C-461/22 MK 

Contentverzamelaar

C-461/22 MK 

Prejudiciële hofzaak

Zie bijlage voor de verwijzingsuitspraak, en klik hier voor het dossier van het Hof van Justitie (voor zover beschikbaar).

Termijnen: Motivering departement:    30 augustus 2022
Schriftelijke opmerkingen:                    16 oktober 2022

Trefwoorden: AVG, curatele, reikwijdte verwerkingsverantwoordelijke

Onderwerp: Verordening (EU) 2016/679 van het Europees Parlement en de Raad van 27 april 2016 betreffende de bescherming van natuurlijke personen in verband met de verwerking van persoonsgegevens, betreffende het vrije verkeer van die gegevens en tot intrekking van richtlijn 95/46/EG (AVG)

Feiten:

Verweerder werkt als advocaat en werd door de rechter in eerste aanleg (Amtsgericht Hannover) als curator van verzoeker aangewezen. Inmiddels is verweerder als curator ontslagen en is een andere professionele curator aangesteld. Verzoeker verzoekt overeenkomstig artikel 15 AVG om inzage in gegevens die over hem zijn opgeslagen en om een eindafrekening. De rechter in eerste aanleg stelde dat het verzoek om vergoeding van rechtsbijstandskosten moet worden afgewezen voor zover het betrekking heeft op het recht op inzage krachtens de AVG, omdat verzoeker zich jegens verweerder als zijn voormalige curator niet kan beroepen op artikel 15 AVG. De rechter oordeelde dat een professionele curator geen verwerkingsverantwoordelijke is in de zin van de AVG. Daar de curator de wettelijke vertegenwoordiger is, mogen de persoonsgegevens door de curator worden verwerkt in naam van de onder curatele gestelde persoon zelf en is er geen sprake van een oppositieverhouding. Verzoeker heeft tegen de beslissing van de rechter in eerste aanleg hoger beroep ingesteld, zodat de rechter in tweede aanleg (de verwijzende rechter) de zaak moet beslechten.

Overweging:

De verwijzende rechter overweegt  dat voor zover de curator wordt benoemd vanuit de persoonlijke omgeving van de betrokkene, deze activiteit, niettegenstaande het feit dat door de benoeming een rechtsbetrekking tot stand komt, vermoedelijk valt binnen het kader van een huishoudelijke activiteit als bedoeld in de AVG. Of dit ook geldt voor de professionele curator die tevens advocaat is, vindt de verwijzende rechter twijfelachtig.
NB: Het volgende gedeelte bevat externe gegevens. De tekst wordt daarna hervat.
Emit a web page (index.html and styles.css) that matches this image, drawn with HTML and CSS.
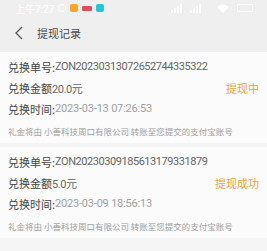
FILE: index.html
```html
<!DOCTYPE html>
<html lang="zh-CN">
<head>
    <meta charset="UTF-8">
    <meta name="viewport" content="width=device-width, initial-scale=1.0">
    <title>提现记录</title>
    <link rel="stylesheet" href="styles.css">
</head>
<body>
    <div class="top">
        <div class="statusbar">
            <span class="time">上午7:27</span>
            <span class="sicon alarm"></span>
            <span class="sicon app-orange"></span>
            <span class="sicon app-red"></span>
            <span class="sicon app-teal"></span>
            <span class="spacer"></span>
            <svg class="signal" width="38" height="9" viewBox="0 0 38 9">
                <rect x="0" y="6" width="2" height="3" fill="#fff"/>
                <rect x="3" y="4" width="2" height="5" fill="#fff"/>
                <rect x="6" y="2" width="2" height="7" fill="#fff"/>
                <rect x="9" y="0" width="2" height="9" fill="#fff"/>
                <rect x="19" y="6" width="2" height="3" fill="#fff"/>
                <rect x="22" y="4" width="2" height="5" fill="#fff"/>
                <rect x="25" y="2" width="2" height="7" fill="#fff"/>
                <rect x="28" y="0" width="2" height="9" fill="#fff"/>
            </svg>
            <svg class="wifi" width="12" height="9" viewBox="0 0 12 9">
                <path d="M0 3 Q6 -2 12 3 L6 9 Z" fill="#fff"/>
            </svg>
            <span class="battery"></span>
        </div>
        <div class="navbar">
            <svg class="back" width="10" height="14" viewBox="0 0 10 14">
                <path d="M8 1 L2 7 L8 13" fill="none" stroke="#555" stroke-width="1.3"/>
            </svg>
            <span class="title">提现记录</span>
        </div>
    </div>

    <div class="list">
        <div class="card">
            <div class="row"><span class="label">兑换单号:</span><span class="value">ZON20230313072652744335322</span></div>
            <div class="row"><span class="label">兑换金额</span><span class="value">20.0元</span><span class="status">提现中</span></div>
            <div class="row"><span class="label">兑换时间:</span><span class="value light">2023-03-13 07:26:53</span></div>
            <div class="note">礼金将由 小善科技周口有限公司 转账至您提交的支付宝账号</div>
        </div>
        <div class="card">
            <div class="row"><span class="label">兑换单号:</span><span class="value">ZON20230309185613179331879</span></div>
            <div class="row"><span class="label">兑换金额</span><span class="value">5.0元</span><span class="status">提现成功</span></div>
            <div class="row"><span class="label">兑换时间:</span><span class="value light">2023-03-09 18:56:13</span></div>
            <div class="note">礼金将由 小善科技周口有限公司 转账至您提交的支付宝账号</div>
        </div>
    </div>
</body>
</html>
```

FILE: styles.css
```css
body {
    margin: 0;
    font-family: "Noto Sans CJK SC", "Noto Sans", sans-serif;
    background-color: #f5f5f5;
    color: #333;
}
.top {
    background-color: #efefef;
    height: 52px;
}
.statusbar {
    display: flex;
    align-items: center;
    height: 16px;
    padding: 0 14px 0 15px;
    gap: 4px;
}
.time {
    color: #fff;
    font-size: 10px;
    font-family: "Roboto", sans-serif;
}
.sicon {
    width: 8px;
    height: 8px;
    border-radius: 2px;
}
.alarm {
    border: 1px solid #fff;
    border-radius: 50%;
    width: 6px;
    height: 6px;
}
.app-orange { background-color: #f5a623; }
.app-red { background-color: #e0505a; width: 10px; height: 5px; border-radius: 1px; }
.app-teal { background-color: #26c6da; }
.spacer { flex: 1; }
.wifi { margin-left: 4px; }
.battery {
    width: 14px;
    height: 6px;
    border: 1px solid #fff;
    border-radius: 2px;
    margin-left: 4px;
}
.navbar {
    display: flex;
    align-items: center;
    height: 34px;
    padding-left: 14px;
}
.back {
    margin-right: 13px;
}
.title {
    font-size: 11px;
    color: #4a4a4a;
}
.card {
    background-color: #fbfbfb;
    padding: 4px 8px 0 8px;
    margin-bottom: 4px;
}
.row {
    display: flex;
    align-items: center;
    height: 21px;
    font-size: 11px;
}
.label {
    color: #444;
}
.value {
    color: #666;
    font-family: "Roboto", "Noto Sans CJK SC", sans-serif;
    letter-spacing: -0.45px;
}
.value.light {
    color: #a0a0a0;
    letter-spacing: -0.2px;
}
.status {
    margin-left: auto;
    color: #e9a43c;
}
.note {
    font-size: 8.5px;
    color: #a0a0a0;
    height: 24px;
    line-height: 24px;
    white-space: nowrap;
}
```
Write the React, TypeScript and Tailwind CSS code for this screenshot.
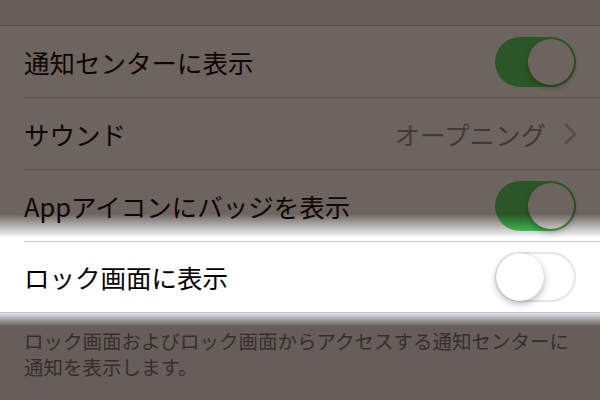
import React from "react";

function Toggle({ on }: { on: boolean }) {
  if (on) {
    return (
      <div className="relative w-[81px] h-[50px] rounded-full bg-[#4cd964] shrink-0">
        <div className="absolute right-[2px] top-[2px] w-[46px] h-[46px] rounded-full bg-white shadow-[0_3px_6px_rgba(0,0,0,0.3)]" />
      </div>
    );
  }
  return (
    <div className="relative w-[81px] h-[50px] rounded-full bg-white border-2 border-[#e5e5ea] shrink-0">
      <div className="absolute left-[-1px] top-[-1px] w-[48px] h-[48px] rounded-full bg-white shadow-[0_3px_7px_rgba(0,0,0,0.28),0_0_1px_rgba(0,0,0,0.2)]" />
    </div>
  );
}

function Row({
  label,
  right,
  last,
  h,
}: {
  label: string;
  right: React.ReactNode;
  last?: boolean;
  h: string;
}) {
  return (
    <div className="pl-6">
      <div
        className={
          "flex items-center justify-between pr-6 " +
          h +
          (last ? "" : " border-b border-[#c8c7cc]")
        }
      >
        <span className="text-[25.5px] leading-none text-black">{label}</span>
        {right}
      </div>
    </div>
  );
}

export default function App() {
  return (
    <div
      className="relative w-[600px] h-[400px] overflow-hidden bg-[#efeff4]"
      style={{ fontFamily: '"Noto Sans CJK JP", "Noto Sans", sans-serif' }}
    >
      <div className="h-[25px]" />
      <div className="bg-white border-t border-b border-[#c8c7cc]">
        <Row label="通知センターに表示" h="h-[72px]" right={<Toggle on />} />
        <Row
          label="サウンド"
          h="h-[72px]"
          right={
            <div className="flex items-center gap-[18px]">
              <span className="text-[25.5px] leading-none text-[#8e8e93]">オープニング</span>
              <svg width="13" height="22" viewBox="0 0 13 22" className="mr-[-1px]">
                <path d="M2 2 L11 11 L2 20" fill="none" stroke="#c7c7cc" strokeWidth="3" strokeLinecap="round" strokeLinejoin="round" />
              </svg>
            </div>
          }
        />
        <Row label="Appアイコンにバッジを表示" h="h-[72px]" right={<Toggle on />} />
        <Row label="ロック画面に表示" h="h-[70px]" last right={<Toggle on={false} />} />
      </div>
      <div className="pl-6 pr-6 pt-[15px] text-[19.5px] leading-[26px] text-[#6d6d72]">
        <div>ロック画面およびロック画面からアクセスする通知センターに</div>
        <div>通知を表示します。</div>
      </div>

      <div className="absolute inset-0 pointer-events-none flex flex-col">
        <div className="h-[214px] bg-[#170a03a1]" />
        <div className="h-[24px] bg-linear-to-b from-[#170a03a1] to-[#170a0300]" />
        <div className="h-[74px]" />
        <div className="h-[14px] bg-linear-to-b from-[#170a0300] to-[#170a03a1]" />
        <div className="flex-1 bg-[#170a03a1]" />
      </div>
    </div>
  );
}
Door de rechterlijke benoeming van de curator komt een wettelijke verbintenis tot stand. Ook heeft de vertegenwoordigde persoon jegens zijn vertegenwoordiger in het kader van het mandaatrecht overeenkomstige rechten en verplichtingen heeft, die voor curatele nader zijn uitgewerkt in nationaal recht. Het lijkt daarom nauwelijks te rechtvaardigen dat een professionele curator geen verwerkingsverantwoordelijke in de zin van de AVG zou zijn. Een ruime opvatting van het begrip „zuiver persoonlijke of huishoudelijke activiteit” zou dit echter kunnen rechtvaardigen. In deze context stelt de verwijzende rechter prejudiciële vragen aan het Hof.

Prejudiciële vragen:

Is de wettelijk benoemde curator die deze activiteit uitoefent in het kader van zijn beroep, een verwerkingsverantwoordelijke in de zin van artikel 4, punt 7, van verordening (EU) 2016/679 van het Europees Parlement en de Raad van 27 april 2016 betreffende de bescherming van natuurlijke personen in verband met de verwerking van persoonsgegevens, betreffende het vrije verkeer van die gegevens en tot intrekking van richtlijn 95/46/EG (algemene verordening gegevensbescherming – AVG)?

Moet hij informatie verstrekken overeenkomstig artikel 15 AVG?